Problem
Reproduce from the records below, with no pictures, exactly the lines between the one containing "Convert this screenshot" and the one containing "const GOLD = '#d9ae3a';", inclusive.

━━━ The input ━━━

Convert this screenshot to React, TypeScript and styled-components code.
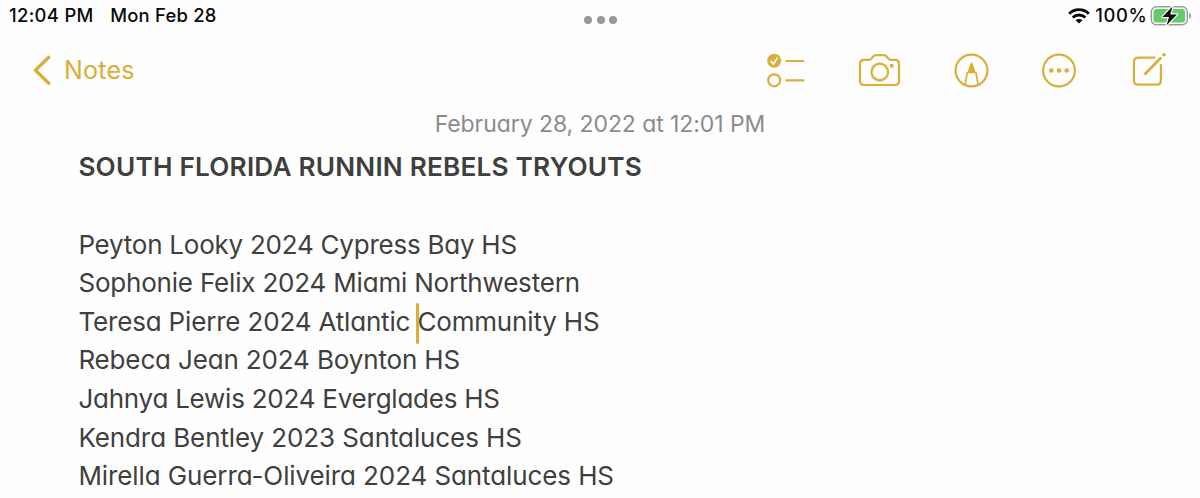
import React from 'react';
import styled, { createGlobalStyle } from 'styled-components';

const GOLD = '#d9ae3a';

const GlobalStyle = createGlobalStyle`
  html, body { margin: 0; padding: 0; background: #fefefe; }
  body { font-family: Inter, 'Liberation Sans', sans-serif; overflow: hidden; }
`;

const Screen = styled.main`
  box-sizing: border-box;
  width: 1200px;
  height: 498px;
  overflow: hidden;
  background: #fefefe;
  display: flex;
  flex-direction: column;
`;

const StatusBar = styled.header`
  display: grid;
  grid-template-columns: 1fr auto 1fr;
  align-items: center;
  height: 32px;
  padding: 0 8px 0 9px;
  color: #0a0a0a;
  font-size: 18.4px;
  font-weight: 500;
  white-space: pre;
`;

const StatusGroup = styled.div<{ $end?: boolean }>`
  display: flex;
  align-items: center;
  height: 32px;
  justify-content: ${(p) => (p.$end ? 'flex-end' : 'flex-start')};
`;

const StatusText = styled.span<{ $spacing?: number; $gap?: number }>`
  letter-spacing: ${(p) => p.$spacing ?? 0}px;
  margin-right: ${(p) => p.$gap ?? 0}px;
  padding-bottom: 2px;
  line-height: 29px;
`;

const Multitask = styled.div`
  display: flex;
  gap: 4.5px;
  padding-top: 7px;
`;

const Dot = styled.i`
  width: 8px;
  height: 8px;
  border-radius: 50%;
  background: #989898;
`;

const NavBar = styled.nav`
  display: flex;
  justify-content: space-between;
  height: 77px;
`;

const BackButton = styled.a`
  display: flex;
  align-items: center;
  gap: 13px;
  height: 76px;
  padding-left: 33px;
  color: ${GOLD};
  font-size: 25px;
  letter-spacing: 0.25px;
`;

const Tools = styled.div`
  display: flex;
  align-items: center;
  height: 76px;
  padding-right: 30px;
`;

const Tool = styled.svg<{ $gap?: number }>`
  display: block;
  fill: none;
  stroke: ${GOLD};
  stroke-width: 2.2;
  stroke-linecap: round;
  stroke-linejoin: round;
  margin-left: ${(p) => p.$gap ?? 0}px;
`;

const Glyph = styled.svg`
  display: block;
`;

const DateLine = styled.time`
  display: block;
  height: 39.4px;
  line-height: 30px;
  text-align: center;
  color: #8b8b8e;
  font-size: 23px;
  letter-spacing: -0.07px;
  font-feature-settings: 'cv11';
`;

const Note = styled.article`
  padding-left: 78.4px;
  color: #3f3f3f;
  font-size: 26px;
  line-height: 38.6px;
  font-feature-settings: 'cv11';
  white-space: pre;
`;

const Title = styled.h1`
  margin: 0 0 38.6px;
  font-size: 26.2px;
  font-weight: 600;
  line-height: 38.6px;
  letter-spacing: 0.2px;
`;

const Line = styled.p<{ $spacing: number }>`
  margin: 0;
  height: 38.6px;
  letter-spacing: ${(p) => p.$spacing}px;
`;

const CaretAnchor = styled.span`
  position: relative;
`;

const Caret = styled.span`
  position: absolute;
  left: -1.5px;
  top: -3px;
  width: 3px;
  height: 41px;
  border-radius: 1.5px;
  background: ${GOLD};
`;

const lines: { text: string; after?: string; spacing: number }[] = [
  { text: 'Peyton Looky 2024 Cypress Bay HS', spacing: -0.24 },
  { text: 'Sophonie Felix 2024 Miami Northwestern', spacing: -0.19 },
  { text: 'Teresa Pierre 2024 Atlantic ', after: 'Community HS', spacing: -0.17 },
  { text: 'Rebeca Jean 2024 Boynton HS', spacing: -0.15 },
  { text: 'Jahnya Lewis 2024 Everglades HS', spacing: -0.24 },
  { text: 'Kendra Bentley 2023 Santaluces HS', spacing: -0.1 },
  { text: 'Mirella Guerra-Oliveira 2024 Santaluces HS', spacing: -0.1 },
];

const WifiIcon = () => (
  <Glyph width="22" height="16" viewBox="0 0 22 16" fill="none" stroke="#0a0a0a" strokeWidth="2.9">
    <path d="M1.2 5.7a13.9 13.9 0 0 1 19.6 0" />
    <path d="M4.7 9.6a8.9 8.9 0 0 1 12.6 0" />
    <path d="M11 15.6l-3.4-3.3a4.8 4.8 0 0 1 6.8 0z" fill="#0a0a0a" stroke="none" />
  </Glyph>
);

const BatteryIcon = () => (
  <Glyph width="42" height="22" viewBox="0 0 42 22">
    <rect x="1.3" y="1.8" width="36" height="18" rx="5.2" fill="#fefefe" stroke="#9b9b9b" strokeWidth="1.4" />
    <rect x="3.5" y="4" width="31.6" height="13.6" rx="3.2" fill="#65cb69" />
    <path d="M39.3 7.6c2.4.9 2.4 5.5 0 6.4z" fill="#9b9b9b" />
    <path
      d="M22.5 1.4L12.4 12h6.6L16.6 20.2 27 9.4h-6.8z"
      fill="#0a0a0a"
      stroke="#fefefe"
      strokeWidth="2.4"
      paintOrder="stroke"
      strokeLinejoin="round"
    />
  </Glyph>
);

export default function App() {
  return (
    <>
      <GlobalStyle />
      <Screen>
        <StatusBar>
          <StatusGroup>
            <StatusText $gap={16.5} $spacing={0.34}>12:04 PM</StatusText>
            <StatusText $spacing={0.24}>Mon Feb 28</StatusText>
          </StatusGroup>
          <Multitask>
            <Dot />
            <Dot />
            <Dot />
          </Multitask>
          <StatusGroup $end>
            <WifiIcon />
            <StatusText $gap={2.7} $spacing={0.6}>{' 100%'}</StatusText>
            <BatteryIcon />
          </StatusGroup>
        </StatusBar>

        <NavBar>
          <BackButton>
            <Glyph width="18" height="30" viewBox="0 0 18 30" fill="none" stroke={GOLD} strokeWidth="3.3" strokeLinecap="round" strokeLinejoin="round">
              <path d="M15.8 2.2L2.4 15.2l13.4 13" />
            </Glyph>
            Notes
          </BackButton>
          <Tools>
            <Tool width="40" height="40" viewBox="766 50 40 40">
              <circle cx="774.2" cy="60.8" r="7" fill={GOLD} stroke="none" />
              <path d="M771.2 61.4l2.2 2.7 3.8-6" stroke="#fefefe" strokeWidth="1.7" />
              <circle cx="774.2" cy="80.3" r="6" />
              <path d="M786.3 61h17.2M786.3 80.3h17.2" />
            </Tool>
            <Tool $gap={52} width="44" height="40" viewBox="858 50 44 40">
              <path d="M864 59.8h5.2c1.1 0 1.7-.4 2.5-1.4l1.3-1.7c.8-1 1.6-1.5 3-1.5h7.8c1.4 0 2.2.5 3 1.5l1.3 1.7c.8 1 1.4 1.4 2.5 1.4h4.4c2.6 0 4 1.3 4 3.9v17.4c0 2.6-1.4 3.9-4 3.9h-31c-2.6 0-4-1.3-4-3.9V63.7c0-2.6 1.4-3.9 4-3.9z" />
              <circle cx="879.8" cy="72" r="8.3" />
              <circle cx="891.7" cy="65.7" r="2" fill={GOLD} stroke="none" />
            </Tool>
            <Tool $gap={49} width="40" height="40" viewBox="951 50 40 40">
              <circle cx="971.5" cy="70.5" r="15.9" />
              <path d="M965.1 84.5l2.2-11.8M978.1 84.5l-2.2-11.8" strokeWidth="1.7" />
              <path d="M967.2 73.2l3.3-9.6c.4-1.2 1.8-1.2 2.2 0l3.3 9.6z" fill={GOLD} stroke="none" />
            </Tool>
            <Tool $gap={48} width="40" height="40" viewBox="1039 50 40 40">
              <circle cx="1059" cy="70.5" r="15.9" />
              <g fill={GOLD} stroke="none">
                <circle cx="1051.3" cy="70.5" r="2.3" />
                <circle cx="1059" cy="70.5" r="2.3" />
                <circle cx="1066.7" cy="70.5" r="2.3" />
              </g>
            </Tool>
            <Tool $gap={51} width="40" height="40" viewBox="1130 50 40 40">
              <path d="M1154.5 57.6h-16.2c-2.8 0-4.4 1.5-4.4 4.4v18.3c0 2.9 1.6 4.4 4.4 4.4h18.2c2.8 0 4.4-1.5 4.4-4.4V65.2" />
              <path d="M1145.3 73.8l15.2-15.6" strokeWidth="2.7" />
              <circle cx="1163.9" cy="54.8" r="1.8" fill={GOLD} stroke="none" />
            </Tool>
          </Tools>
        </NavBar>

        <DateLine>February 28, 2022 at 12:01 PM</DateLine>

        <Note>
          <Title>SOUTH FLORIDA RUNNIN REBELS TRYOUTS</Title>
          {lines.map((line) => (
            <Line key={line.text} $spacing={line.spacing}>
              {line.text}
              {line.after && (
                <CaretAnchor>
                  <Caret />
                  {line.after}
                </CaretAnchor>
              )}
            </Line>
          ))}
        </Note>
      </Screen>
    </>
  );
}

━━━
━━━ The input ━━━

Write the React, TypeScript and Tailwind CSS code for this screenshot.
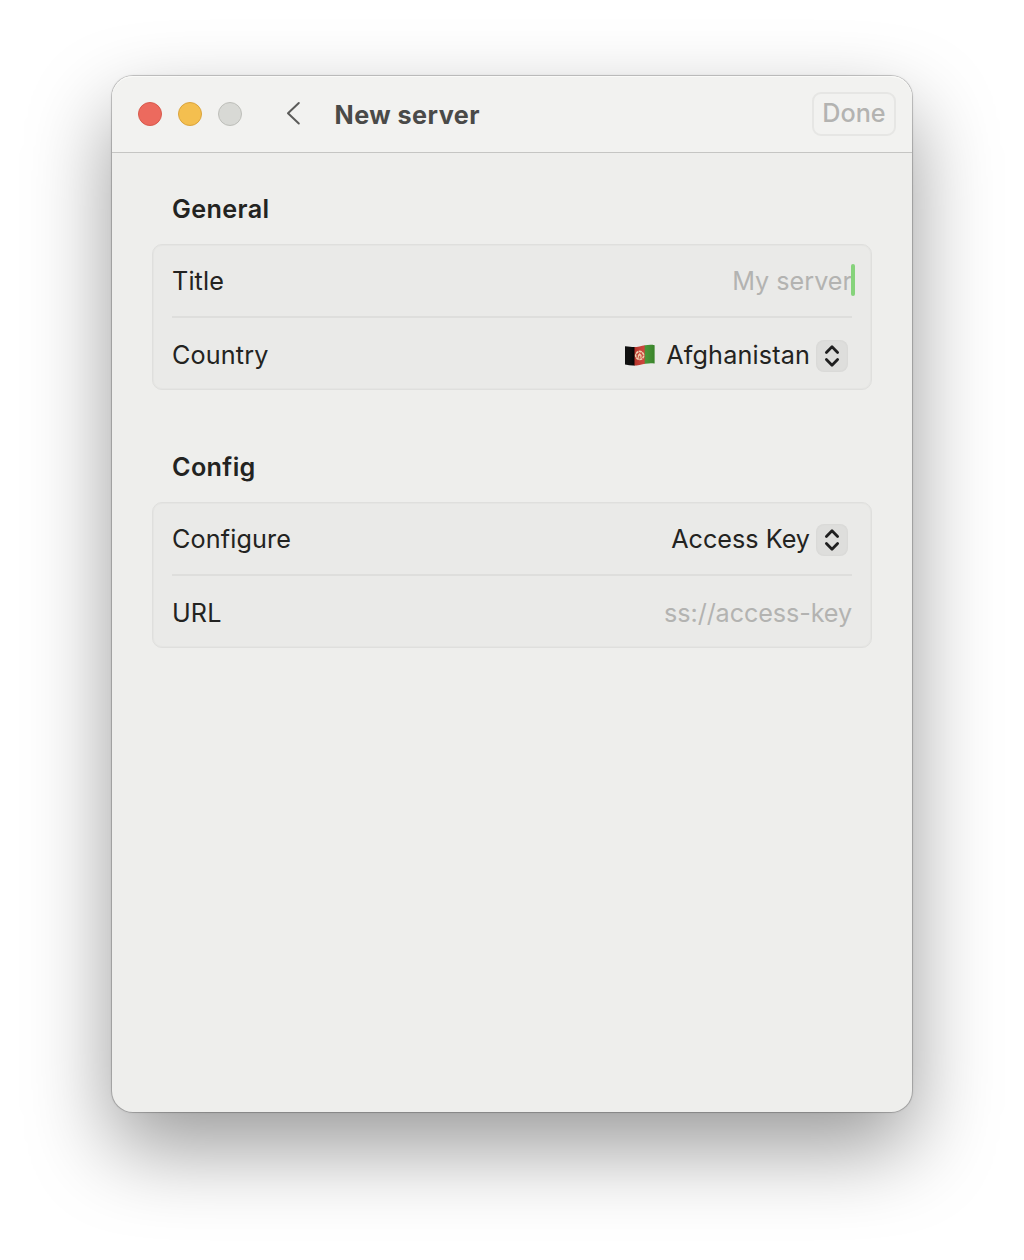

━━━

In response
Convert this screenshot to React, TypeScript and styled-components code.
import React from 'react';
import styled, { createGlobalStyle } from 'styled-components';

const GOLD = '#d9ae3a';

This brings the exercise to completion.